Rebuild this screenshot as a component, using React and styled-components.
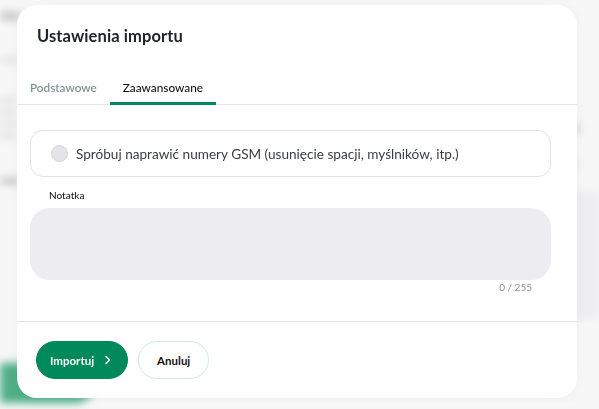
import React, { useState } from 'react';
import styled, { createGlobalStyle } from 'styled-components';

const GlobalStyle = createGlobalStyle`
  html, body {
    margin: 0;
    padding: 0;
    background: #f7f7f7;
    font-family: 'Lato', 'Noto Sans', sans-serif;
  }
  * { box-sizing: border-box; }
`;

// blurred page behind the dialog
const Backdrop = styled.div`
  width: 599px;
  height: 409px;
  overflow: hidden;
  background: #f7f7f7;
  filter: blur(4px);
  display: grid;
  grid-template-columns: 1fr 40px;
`;

const BackLeft = styled.div`
  display: flex;
  flex-direction: column;
  padding: 12px 0 0 0;
`;

const BackBar = styled.div`
  width: ${p => p.$w || 16}px;
  height: ${p => p.$h || 5}px;
  margin-top: ${p => p.$mt || 0}px;
  background: ${p => p.$c || '#d4d4d4'};
  border-radius: 2px;
`;

const BackRight = styled.div`
  display: flex;
  flex-direction: column;
  padding-top: 125px;
`;

const GreenButton = styled.div`
  margin-top: auto;
  margin-bottom: 6px;
  width: 95px;
  height: 40px;
  border-radius: 0 20px 20px 0;
  background: #4fae86;
`;

const Overlay = styled.div`
  position: fixed;
  inset: 0;
  padding: 5px 0 0 17px;
`;

const Modal = styled.div`
  width: 560px;
  height: 393px;
  background: #fff;
  border-radius: 20px;
  box-shadow: 0 0 12px rgba(0, 0, 0, 0.04);
  display: flex;
  flex-direction: column;
  overflow: hidden;
`;

const Title = styled.h2`
  margin: 0;
  padding: 21px 20px 0 20px;
  font-size: 16.5px;
  font-weight: 700;
  color: #20242c;
  letter-spacing: 0.1px;
`;

const Tabs = styled.div`
  display: flex;
  margin-top: 24px;
  border-bottom: 1px solid #e6e6e6;
`;

const Tab = styled.button`
  border: none;
  background: none;
  padding: 0 13px;
  height: 35px;
  font-family: inherit;
  font-size: 11.8px;
  font-weight: 500;
  color: ${p => (p.$active ? '#111' : '#7d8b8b')};
  border-bottom: 3px solid ${p => (p.$active ? '#00895a' : 'transparent')};
  margin-bottom: -1px;
  padding-top: 3px;
  cursor: pointer;
`;

const Body = styled.div`
  flex: 1;
  padding: 25px 26px 0 13px;
  border-bottom: 1px solid #e2e2e2;
`;

const CheckCard = styled.label`
  display: flex;
  align-items: center;
  gap: 8px;
  height: 47px;
  padding: 0 20px;
  border: 1px solid #e2e2e2;
  border-radius: 13px;
  font-size: 13.6px;
  color: #3a3c40;
  cursor: pointer;
`;

const Circle = styled.span`
  width: 17px;
  height: 17px;
  border-radius: 50%;
  background: ${p => (p.$on ? '#00895a' : '#e3e3e9')};
  border: 1px solid #d6d6dc;
  flex-shrink: 0;
`;

const Label = styled.div`
  margin: 12px 0 0 19px;
  font-size: 10px;
  font-weight: 500;
  color: #1a1a1a;
`;

const NoteArea = styled.textarea`
  display: block;
  width: 100%;
  height: 72px;
  margin-top: 7px;
  border: none;
  border-radius: 20px;
  background: #ededf1;
  resize: none;
  outline: none;
  padding: 12px 18px;
  font-family: inherit;
  font-size: 13px;
`;

const Counter = styled.div`
  text-align: right;
  padding-right: 19px;
  margin-top: 1px;
  font-size: 10px;
  color: #8c8f93;
`;

const Footer = styled.div`
  display: flex;
  gap: 10px;
  padding: 19px;
`;

const Button = styled.button`
  height: 38px;
  border-radius: 19px;
  padding: ${p => (p.$primary ? '0 15px 0 13px' : '0 18px')};
  font-family: inherit;
  font-size: 11.5px;
  font-weight: 700;
  display: flex;
  align-items: center;
  gap: 10px;
  cursor: pointer;
  background: ${p => (p.$primary ? '#00895a' : '#fff')};
  color: ${p => (p.$primary ? '#fff' : '#111')};
  border: 1px solid ${p => (p.$primary ? '#00895a' : '#cfe9de')};
`;

const Chevron = () => (
  <svg width="8" height="10" viewBox="0 0 8 10" fill="none">
    <path d="M2 1.5 L5.5 5 L2 8.5" stroke="#fff" strokeWidth="1.4" strokeLinecap="round" strokeLinejoin="round" />
  </svg>
);

export default function App() {
  const [fix, setFix] = useState(false);
  const [note, setNote] = useState('');

  return (
    <>
      <GlobalStyle />
      <Backdrop>
        <BackLeft>
          <BackBar $w={20} $h={8} $c="#c2c2c2" />
          <BackBar $w={18} $h={4} $mt={38} />
          <BackBar $w={16} $h={4} $mt={36} />
          <BackBar $w={16} $h={4} $mt={8} />
          <BackBar $w={16} $h={4} $mt={8} />
          <BackBar $w={16} $h={4} $mt={8} />
          <BackBar $w={20} $h={6} $mt={40} $c="#bdbdbd" />
          <GreenButton />
        </BackLeft>
        <BackRight>
          <BackBar $w={22} $h={8} $c="#d3d9d6" />
          <BackBar $w={18} $h={8} $mt={28} $c="#d8dedb" />
          <BackBar $w={40} $h={128} $mt={22} $c="#ededf1" />
        </BackRight>
      </Backdrop>
      <Overlay>
        <Modal>
          <Title>Ustawienia importu</Title>
          <Tabs>
            <Tab>Podstawowe</Tab>
            <Tab $active>Zaawansowane</Tab>
          </Tabs>
          <Body>
            <CheckCard onClick={() => setFix(!fix)}>
              <Circle $on={fix} />
              Spróbuj naprawić numery GSM (usunięcie spacji, myślników, itp.)
            </CheckCard>
            <Label>Notatka</Label>
            <NoteArea value={note} maxLength={255} onChange={e => setNote(e.target.value)} />
            <Counter>{note.length} / 255</Counter>
          </Body>
          <Footer>
            <Button $primary>
              Importuj <Chevron />
            </Button>
            <Button>Anuluj</Button>
          </Footer>
        </Modal>
      </Overlay>
    </>
  );
}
::::::::
What to work on | Skip the images and write out the rest of the listing exactly.

The solution |
Rebuild this screenshot as a component, using React and styled-components.
import React, { useState } from 'react';
import styled, { createGlobalStyle } from 'styled-components';

const GlobalStyle = createGlobalStyle`
  html, body {
    margin: 0;
    padding: 0;
    background: #f7f7f7;
    font-family: 'Lato', 'Noto Sans', sans-serif;
  }
  * { box-sizing: border-box; }
`;

// blurred page behind the dialog
const Backdrop = styled.div`
  width: 599px;
  height: 409px;
  overflow: hidden;
  background: #f7f7f7;
  filter: blur(4px);
  display: grid;
  grid-template-columns: 1fr 40px;
`;

const BackLeft = styled.div`
  display: flex;
  flex-direction: column;
  padding: 12px 0 0 0;
`;

const BackBar = styled.div`
  width: ${p => p.$w || 16}px;
  height: ${p => p.$h || 5}px;
  margin-top: ${p => p.$mt || 0}px;
  background: ${p => p.$c || '#d4d4d4'};
  border-radius: 2px;
`;

const BackRight = styled.div`
  display: flex;
  flex-direction: column;
  padding-top: 125px;
`;

const GreenButton = styled.div`
  margin-top: auto;
  margin-bottom: 6px;
  width: 95px;
  height: 40px;
  border-radius: 0 20px 20px 0;
  background: #4fae86;
`;

const Overlay = styled.div`
  position: fixed;
  inset: 0;
  padding: 5px 0 0 17px;
`;

const Modal = styled.div`
  width: 560px;
  height: 393px;
  background: #fff;
  border-radius: 20px;
  box-shadow: 0 0 12px rgba(0, 0, 0, 0.04);
  display: flex;
  flex-direction: column;
  overflow: hidden;
`;

const Title = styled.h2`
  margin: 0;
  padding: 21px 20px 0 20px;
  font-size: 16.5px;
  font-weight: 700;
  color: #20242c;
  letter-spacing: 0.1px;
`;

const Tabs = styled.div`
  display: flex;
  margin-top: 24px;
  border-bottom: 1px solid #e6e6e6;
`;

const Tab = styled.button`
  border: none;
  background: none;
  padding: 0 13px;
  height: 35px;
  font-family: inherit;
  font-size: 11.8px;
  font-weight: 500;
  color: ${p => (p.$active ? '#111' : '#7d8b8b')};
  border-bottom: 3px solid ${p => (p.$active ? '#00895a' : 'transparent')};
  margin-bottom: -1px;
  padding-top: 3px;
  cursor: pointer;
`;

const Body = styled.div`
  flex: 1;
  padding: 25px 26px 0 13px;
  border-bottom: 1px solid #e2e2e2;
`;

const CheckCard = styled.label`
  display: flex;
  align-items: center;
  gap: 8px;
  height: 47px;
  padding: 0 20px;
  border: 1px solid #e2e2e2;
  border-radius: 13px;
  font-size: 13.6px;
  color: #3a3c40;
  cursor: pointer;
`;

const Circle = styled.span`
  width: 17px;
  height: 17px;
  border-radius: 50%;
  background: ${p => (p.$on ? '#00895a' : '#e3e3e9')};
  border: 1px solid #d6d6dc;
  flex-shrink: 0;
`;

const Label = styled.div`
  margin: 12px 0 0 19px;
  font-size: 10px;
  font-weight: 500;
  color: #1a1a1a;
`;

const NoteArea = styled.textarea`
  display: block;
  width: 100%;
  height: 72px;
  margin-top: 7px;
  border: none;
  border-radius: 20px;
  background: #ededf1;
  resize: none;
  outline: none;
  padding: 12px 18px;
  font-family: inherit;
  font-size: 13px;
`;

const Counter = styled.div`
  text-align: right;
  padding-right: 19px;
  margin-top: 1px;
  font-size: 10px;
  color: #8c8f93;
`;

const Footer = styled.div`
  display: flex;
  gap: 10px;
  padding: 19px;
`;

const Button = styled.button`
  height: 38px;
  border-radius: 19px;
  padding: ${p => (p.$primary ? '0 15px 0 13px' : '0 18px')};
  font-family: inherit;
  font-size: 11.5px;
  font-weight: 700;
  display: flex;
  align-items: center;
  gap: 10px;
  cursor: pointer;
  background: ${p => (p.$primary ? '#00895a' : '#fff')};
  color: ${p => (p.$primary ? '#fff' : '#111')};
  border: 1px solid ${p => (p.$primary ? '#00895a' : '#cfe9de')};
`;

const Chevron = () => (
  <svg width="8" height="10" viewBox="0 0 8 10" fill="none">
    <path d="M2 1.5 L5.5 5 L2 8.5" stroke="#fff" strokeWidth="1.4" strokeLinecap="round" strokeLinejoin="round" />
  </svg>
);

export default function App() {
  const [fix, setFix] = useState(false);
  const [note, setNote] = useState('');

  return (
    <>
      <GlobalStyle />
      <Backdrop>
        <BackLeft>
          <BackBar $w={20} $h={8} $c="#c2c2c2" />
          <BackBar $w={18} $h={4} $mt={38} />
          <BackBar $w={16} $h={4} $mt={36} />
          <BackBar $w={16} $h={4} $mt={8} />
          <BackBar $w={16} $h={4} $mt={8} />
          <BackBar $w={16} $h={4} $mt={8} />
          <BackBar $w={20} $h={6} $mt={40} $c="#bdbdbd" />
          <GreenButton />
        </BackLeft>
        <BackRight>
          <BackBar $w={22} $h={8} $c="#d3d9d6" />
          <BackBar $w={18} $h={8} $mt={28} $c="#d8dedb" />
          <BackBar $w={40} $h={128} $mt={22} $c="#ededf1" />
        </BackRight>
      </Backdrop>
      <Overlay>
        <Modal>
          <Title>Ustawienia importu</Title>
          <Tabs>
            <Tab>Podstawowe</Tab>
            <Tab $active>Zaawansowane</Tab>
          </Tabs>
          <Body>
            <CheckCard onClick={() => setFix(!fix)}>
              <Circle $on={fix} />
              Spróbuj naprawić numery GSM (usunięcie spacji, myślników, itp.)
            </CheckCard>
            <Label>Notatka</Label>
            <NoteArea value={note} maxLength={255} onChange={e => setNote(e.target.value)} />
            <Counter>{note.length} / 255</Counter>
          </Body>
          <Footer>
            <Button $primary>
              Importuj <Chevron />
            </Button>
            <Button>Anuluj</Button>
          </Footer>
        </Modal>
      </Overlay>
    </>
  );
}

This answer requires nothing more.